Sunday 21 November 2010


I have been stitching as a hobby for just over two years now.  As I look back on my work I realize that most of my projects are types of Bargello needlework.  Not that I was aware of this at the time.  So what is Bargello?  Below is a typical example of traditional Bargello taken from a tapestry hanging in the National Museum in Zürich.
As you can see Bargello is a form of needlework which only uses vertical or horizontal stitches.  The stitches can be of varying lengths, but rarely over more than six meshes.  Each successive stitch or group of stitches goes up or down in a regular pattern of steps, usually just one or two meshes.  This produces an amazing variety of finished designs, from curves, waves to diamonds and ovals.  A key part of Bargello is the use of colour, in particular subtle changes in tones or hues.
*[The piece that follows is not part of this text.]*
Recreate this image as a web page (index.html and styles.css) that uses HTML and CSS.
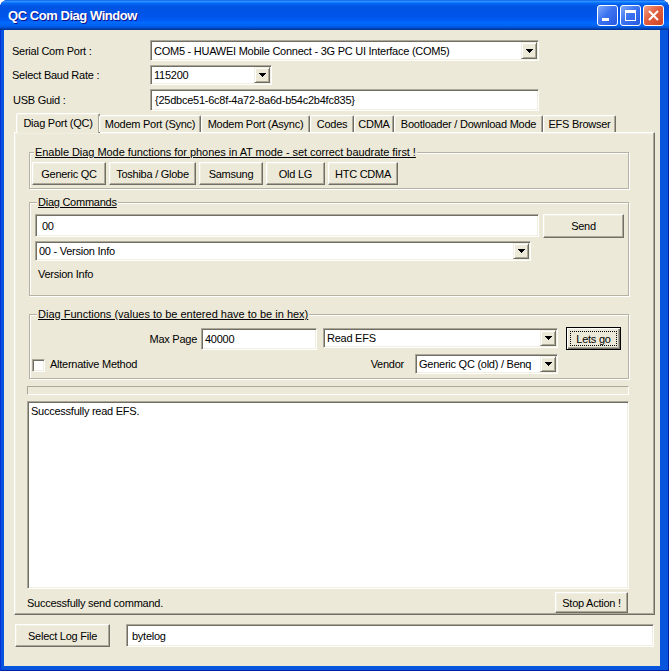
FILE: index.html
```html
<!DOCTYPE html>
<html>
<head>
<meta charset="utf-8">
<link rel="stylesheet" href="styles.css">
</head>
<body>
<div class="window">
  <div class="titlebar">
    <span class="title">QC Com Diag Window</span>
    <div class="ctrls">
      <span class="cbtn blue"><svg width="19" height="19" viewBox="0 0 19 19"><rect x="4" y="12" width="7" height="3" fill="#fff"/></svg></span>
      <span class="cbtn blue"><svg width="19" height="19" viewBox="0 0 19 19"><rect x="4.5" y="4.5" width="10" height="10" fill="none" stroke="#fff"/><rect x="4" y="4" width="11" height="3" fill="#fff"/></svg></span>
      <span class="cbtn red"><svg width="19" height="19" viewBox="0 0 19 19"><path d="M5 5L14 14M14 5L5 14" stroke="#fff" stroke-width="2" fill="none"/></svg></span>
    </div>
  </div>
  <div class="client">
    <div class="form">
      <div class="row r1">
        <span class="lbl">Serial Com Port :</span>
        <div class="combo cb-port"><span class="val">COM5 - HUAWEI Mobile Connect - 3G PC UI Interface (COM5)</span><span class="drop"><svg width="7" height="4" viewBox="0 0 7 4"><path d="M0 0h7v1h-1v1h-1v1h-1v1h-1v-1h-1v-1h-1v-1h-1z" fill="#000"/></svg></span></div>
      </div>
      <div class="row r2">
        <span class="lbl">Select Baud Rate :</span>
        <div class="combo cb-baud"><span class="val">115200</span><span class="drop"><svg width="7" height="4" viewBox="0 0 7 4"><path d="M0 0h7v1h-1v1h-1v1h-1v1h-1v-1h-1v-1h-1v-1h-1z" fill="#000"/></svg></span></div>
      </div>
      <div class="row r3">
        <span class="lbl lbl-guid">USB Guid :</span>
        <div class="edit ed-guid">{25dbce51-6c8f-4a72-8a6d-b54c2b4fc835}</div>
      </div>
    </div>

    <div class="tabs">
      <span class="tab sel t1">Diag Port (QC)</span>
      <span class="tab t2">Modem Port (Sync)</span>
      <span class="tab t3">Modem Port (Async)</span>
      <span class="tab t4">Codes</span>
      <span class="tab t5">CDMA</span>
      <span class="tab t6">Bootloader / Download Mode</span>
      <span class="tab t7">EFS Browser</span>
    </div>

    <div class="panel">
      <div class="group g1">
        <span class="legend">Enable Diag Mode functions for phones in AT mode - set correct baudrate first !</span>
        <div class="btnrow">
          <span class="btn b-gen">Generic QC</span>
          <span class="btn b-tosh">Toshiba / Globe</span>
          <span class="btn b-sam">Samsung</span>
          <span class="btn b-lg">Old LG</span>
          <span class="btn b-htc">HTC CDMA</span>
        </div>
      </div>

      <div class="group g2">
        <span class="legend">Diag Commands</span>
        <div class="cmdrow">
          <div class="edit ed-cmd">00</div>
          <span class="btn b-send">Send</span>
        </div>
        <div class="combo cb-cmd"><span class="val">00 - Version Info</span><span class="drop"><svg width="7" height="4" viewBox="0 0 7 4"><path d="M0 0h7v1h-1v1h-1v1h-1v1h-1v-1h-1v-1h-1v-1h-1z" fill="#000"/></svg></span></div>
        <div class="vinfo">Version Info</div>
      </div>

      <div class="group g3">
        <span class="legend">Diag Functions (values to be entered have to be in hex)</span>
        <div class="fnrow">
          <span class="mp-label">Max Page</span>
          <div class="edit ed-page">40000</div>
          <div class="combo cb-fn"><span class="val">Read EFS</span><span class="drop"><svg width="7" height="4" viewBox="0 0 7 4"><path d="M0 0h7v1h-1v1h-1v1h-1v1h-1v-1h-1v-1h-1v-1h-1z" fill="#000"/></svg></span></div>
          <span class="btn def b-go"><span class="focus">Lets go</span></span>
        </div>
        <div class="vendrow">
          <div class="chkwrap"><span class="chk"></span><span class="chklbl">Alternative Method</span></div>
          <span class="vend-lbl">Vendor</span>
          <div class="combo cb-vend"><span class="val">Generic QC (old) / Benq</span><span class="drop"><svg width="7" height="4" viewBox="0 0 7 4"><path d="M0 0h7v1h-1v1h-1v1h-1v1h-1v-1h-1v-1h-1v-1h-1z" fill="#000"/></svg></span></div>
        </div>
      </div>

      <div class="progress"></div>
      <div class="log">Successfully read EFS.</div>
      <div class="statusrow">
        <span class="status">Successfully send command.</span>
        <span class="btn b-stop">Stop Action !</span>
      </div>
    </div>

    <div class="bottomrow">
      <span class="btn b-log">Select Log File</span>
      <div class="edit ed-log">bytelog</div>
    </div>
  </div>
</div>
</body>
</html>
```
FILE: styles.css
```css
* { box-sizing: border-box; margin: 0; padding: 0; }
html, body { width: 669px; height: 671px; background: #fff; overflow: hidden; }
body { font-family: "Liberation Sans", Arial, sans-serif; font-size: 11px; letter-spacing: -0.25px; color: #000; }

.window {
  width: 669px; height: 671px;
  display: flex; flex-direction: column;
  background: #0855DD;
  border-radius: 8px 8px 0 0;
  overflow: hidden;
  box-shadow: inset 1px 0 0 #0831D9, inset -1px 0 0 #001EA0, inset 0 -1px 0 #001EA0;
}

.titlebar {
  height: 30px; flex: none;
  display: flex; align-items: center;
  padding-left: 8px;
  background: linear-gradient(to bottom, #0058EE 0%, #3593FF 4%, #288EFF 6%, #127DFF 8%, #036FFC 10%, #0262EE 14%, #0057E5 20%, #0054E3 24%, #0055EB 56%, #005BF5 66%, #026AFE 76%, #0062EF 86%, #0052D6 92%, #0040AB 96%, #003092 100%);
}
.title {
  flex: 1;
  color: #fff; font-weight: bold; font-size: 13px;
  letter-spacing: -0.45px;
  text-shadow: 1px 1px 0 #0F1089;
  margin-top: 1px;
}
.ctrls { display: flex; gap: 2px; margin-right: 5px; margin-top: 1px; }
.cbtn {
  width: 21px; height: 21px;
  border: 1px solid #fff; border-radius: 3px;
  display: flex; align-items: center; justify-content: center;
}
.cbtn.blue { background: linear-gradient(135deg, #7EA8FB 0%, #3C74F0 45%, #2659E0 100%); }
.cbtn.red { background: linear-gradient(135deg, #F3A186 0%, #E2603F 45%, #CC4424 100%); }

.client {
  flex: 1;
  margin: 0 9px 5px 4px;
  background: #ECE9D8;
  display: flex; flex-direction: column;
}

/* ---------- common controls ---------- */
.edit {
  background: #fff;
  border: 1px solid; border-color: #ACA899 #fff #fff #ACA899;
  box-shadow: inset 1px 1px 0 #716F64, inset -1px -1px 0 #F1EFE2;
  display: flex; align-items: center;
  padding: 0 4px;
  white-space: nowrap; overflow: hidden;
}
.combo {
  background: #fff;
  border: 1px solid; border-color: #ACA899 #fff #fff #ACA899;
  box-shadow: inset 1px 1px 0 #716F64, inset -1px -1px 0 #F1EFE2;
  display: flex; align-items: stretch;
  padding: 1px;
}
.combo .val {
  flex: 1; padding-left: 2px;
  display: flex; align-items: center;
  white-space: nowrap; overflow: hidden;
}
.combo .drop {
  width: 16px; flex: none;
  background: #ECE9D8;
  border: 1px solid; border-color: #F1EFE2 #716F64 #716F64 #F1EFE2;
  box-shadow: inset 1px 1px 0 #fff, inset -1px -1px 0 #ACA899;
  display: flex; align-items: center; justify-content: center;
}
.combo .drop svg { display: block; }
.btn {
  background: #ECE9D8;
  border: 1px solid; border-color: #fff #716F64 #716F64 #fff;
  box-shadow: inset -1px -1px 0 #ACA899, inset 1px 1px 0 #F1EFE2;
  display: flex; align-items: center; justify-content: center;
  white-space: nowrap; flex: none;
}
.btn.def {
  border: 1px solid #000;
  box-shadow: inset 1px 1px 0 #fff, inset -1px -1px 0 #716F64, inset -2px -2px 0 #ACA899;
  padding: 3px;
  align-items: stretch;
}
.btn .focus {
  flex: 1;
  border: 1px dotted #000;
  display: flex; align-items: center; justify-content: center;
}

/* ---------- top form ---------- */
.form { padding: 10px 0 0 8px; flex: none; }
.row { display: flex; align-items: center; }
.lbl { width: 138px; }
.lbl-guid { padding-left: 1px; }
.r1 { height: 21px; margin-bottom: 4px; }
.r2 { height: 20px; margin-bottom: 4px; }
.r3 { height: 22px; }
.cb-port { width: 389px; height: 21px; }
.cb-baud { width: 122px; height: 20px; }
.ed-guid { width: 389px; height: 22px; padding-left: 4px; }

/* ---------- tabs ---------- */
.tabs {
  display: flex; align-items: flex-end;
  height: 19px; margin-top: 2px;
  padding-left: 12px;
  position: relative; z-index: 1;
  flex: none;
}
.tab {
  height: 17px;
  background: #ECE9D8;
  border: 1px solid; border-bottom: none;
  border-color: #fff #716F64 transparent #fff;
  box-shadow: inset -1px 0 0 #ACA899, inset 1px 1px 0 #F1EFE2;
  border-radius: 2px 2px 0 0;
  display: flex; align-items: center; justify-content: center;
  white-space: nowrap;
}
.tab.sel { height: 20px; margin-bottom: -1px; margin-right: -1px; padding-bottom: 2px; }
.t1 { width: 84px; }
.t2 { width: 102px; }
.t3 { width: 109px; }
.t4 { width: 44px; }
.t5 { width: 40px; }
.t6 { width: 149px; }
.t7 { width: 73px; }

/* ---------- panel ---------- */
.panel {
  width: 641px; height: 483px; flex: none;
  margin-left: 10px;
  border: 1px solid; border-color: #fff #716F64 #716F64 #fff;
  box-shadow: inset -1px -1px 0 #ACA899, inset 1px 1px 0 #F1EFE2;
  display: flex; flex-direction: column;
  padding-left: 14px;
}
.group {
  position: relative;
  width: 600px; flex: none;
  border: 1px solid #B5B2A3;
  box-shadow: inset 1px 1px 0 #fff, 1px 1px 0 #fff;
}
.legend {
  position: absolute; top: -8px; left: 4px;
  padding: 0 1px;
  line-height: 14px;
  background: #ECE9D8;
  text-decoration: underline;
  white-space: nowrap;
}
.g1 .legend { letter-spacing: -0.05px; }
.g2 .legend { left: 7px; }
.g3 .legend { left: 7px; letter-spacing: 0; }
.g1 { height: 37px; margin-top: 19px; padding: 9px 0 0 2px; }
.btnrow { display: flex; gap: 3px; }
.btnrow .btn { height: 23px; }
.b-gen { width: 74px; }
.b-tosh { width: 87px; }
.b-sam { width: 64px; }
.b-lg { width: 59px; }
.b-htc { width: 70px; }

.g2 { height: 94px; margin-top: 13px; padding: 11px 0 0 5px; }
.cmdrow { display: flex; align-items: flex-start; }
.ed-cmd { width: 504px; height: 23px; padding-left: 6px; }
.b-send { width: 81px; height: 24px; margin-left: 4px; }
.cb-cmd { width: 496px; height: 20px; margin-top: 3px; }
.vinfo { margin-top: 6px; padding-left: 3px; line-height: 14px; }

.g3 { height: 65px; margin-top: 18px; padding-top: 12px; }
.fnrow { display: flex; align-items: flex-start; }
.mp-label { width: 167px; text-align: right; line-height: 22px; margin-top: 1px; }
.ed-page { width: 116px; height: 22px; margin-left: 4px; margin-top: 1px; padding-left: 3px; }
.cb-fn { width: 235px; height: 20px; margin-left: 6px; margin-top: 1px; }
.b-go { width: 55px; height: 23px; margin-left: 8px; }
.vendrow { display: flex; align-items: center; height: 20px; margin-top: 4px; }
.chkwrap { width: 329px; display: flex; align-items: center; }
.chk {
  width: 13px; height: 13px; margin-left: 2px; margin-top: 2px;
  background: #fff;
  border: 1px solid; border-color: #ACA899 #fff #fff #ACA899;
  box-shadow: inset 1px 1px 0 #716F64, inset -1px -1px 0 #F1EFE2;
}
.chklbl { margin-left: 5px; }
.vend-lbl { width: 45px; text-align: right; }
.cb-vend { width: 143px; height: 20px; margin-left: 11px; }

.progress {
  width: 602px; height: 9px; flex: none;
  margin: 7px 0 0 -2px;
  border: 1px solid; border-color: #ACA899 #fff #fff #ACA899;
}
.log {
  width: 602px; height: 188px; flex: none;
  margin: 6px 0 0 -2px;
  background: #fff;
  border: 1px solid; border-color: #ACA899 #fff #fff #ACA899;
  box-shadow: inset 1px 1px 0 #716F64, inset -1px -1px 0 #F1EFE2;
  padding: 2px 3px;
  line-height: 14px;
}
.statusrow {
  width: 601px; height: 21px; flex: none;
  margin: 3px 0 0 -2px;
  display: flex; align-items: center; justify-content: space-between;
}
.b-stop { width: 73px; height: 21px; }

.bottomrow { display: flex; align-items: flex-start; margin-top: 9px; padding-left: 11px; flex: none; }
.b-log { width: 95px; height: 23px; }
.ed-log { width: 528px; height: 23px; margin-left: 16px; padding-left: 5px; }
```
The name Bargello comes from the palace of that name in Florence.  The Palazzo Bargello is now a national museum displaying the largest Italian collection of gothic and Renaissance sculptures.  The building itself dates back to the 13th century and in the 16th century the palace became the residence of the Bargello - the head of the police - from which the palace now takes its name.
Its connection with needlework comes from the series of chairs found in the palace which were the first to exhibit this type of pattern on their backs and seats.  Other names continue to be used to describe this work.  Since the first known examples were found in Florence, some people used the term Florentine Work for this type of stitching.  Another name sometimes used is Hungarian Point.  Interestingly this is how Bargello is known in Italy.  This term reflects the belief among Florentines that the technique originated in Hungary.  However English language writers have in the main fixed on the term Bargello.
Bargello was originally worked in wool as it was meant to be used in chair covers or in tapestries.  Since I only stitch for pleasure and not to produce anything particularly usable, most of my work is done using cotton threads.  However I do use wool and funnily enough my very first finished piece of stitching was in effect a Bargello design.  Here it is.
This shows the main characteristics of a Bargello piece - repeating patterns and the use of steps to create the patterns.  It is in fact my recreation of the design of the tiles on the cupola of the Chiesa Madre in Francavilla in Puglia.  This is the hometown of Cosimo’s mother and we had a holiday there in 2008.  One of the many photos I took on this holiday was of the cupola and once home I decided to use it as the basis for a stitching project.
This has become the norm for my projects using wool threads.  I try to turn a tile pattern from the roof of a church or some other building into a design suitable for stitching.  Here are two more examples.  Both come from photos taken in Switzerland This first is based on the very bright and colourful pattern on a church steeple in a village in the Klettgau in Kanton Schaffhausen, and the second is my attempt at recreating the tile pattern on the roof of a barn in Kilchberg.

Most of the projects that I have consciously done as Bargello, have been stitched using DMC cotton threads.  Usually on 18 count Aida fabric using two strands of thread.  One of my first pieces was this one, which unusually for me consists of just the one pattern.  It is a good example of how colour is important in highlighting the design.
Most of my Bargello projects in cotton thread are compositions which use several different patterns.  This one has four sections and is unusual in its formal regularity and use of a very restricted colour palette.   You can see clearly the contrast between waves and diamonds, hence its title.  This was stitched as a present for Emma for her birthday.
So far the other Bargello projects have been based on five sections, and make up what I call my Five Easy Pieces series.  Each composition has a different arrangement of five sections, as can be seen from the collage below which shows the first four in the series.  They show how a simple unifying feature - five sections - can generate such variety in composition.  They also show how Bargello can accommodate both contrasting colour schemes and monochromatic schemes.  Most of the patterns come from examples in The Bargello Book or Bargello, A Fresh Approach to Florentine Embroidery.
My latest Bargello project was the fifth in this series and the first time I have used silk threads.  I came across some Rajmahal Art Silk Floss in a country craft shop in Angus and bought two to try.  I must say they are the most difficult threads to use.  I find it almost impossible to get them to lie flat on the fabric and to stay in place.  I will need to apply some glue to the back to help fix the threads.  However the colours are very bright and vibrant and I will continue to use them, but only in small doses. 
The centre pattern, the one in silk thread, is Italian Brocade, a pattern I found on, a wonderful online site for Bargello.  The other patterns are all adaptations of patterns in Bargello Magic.  Next up for me is another Bargello design, this time in wool.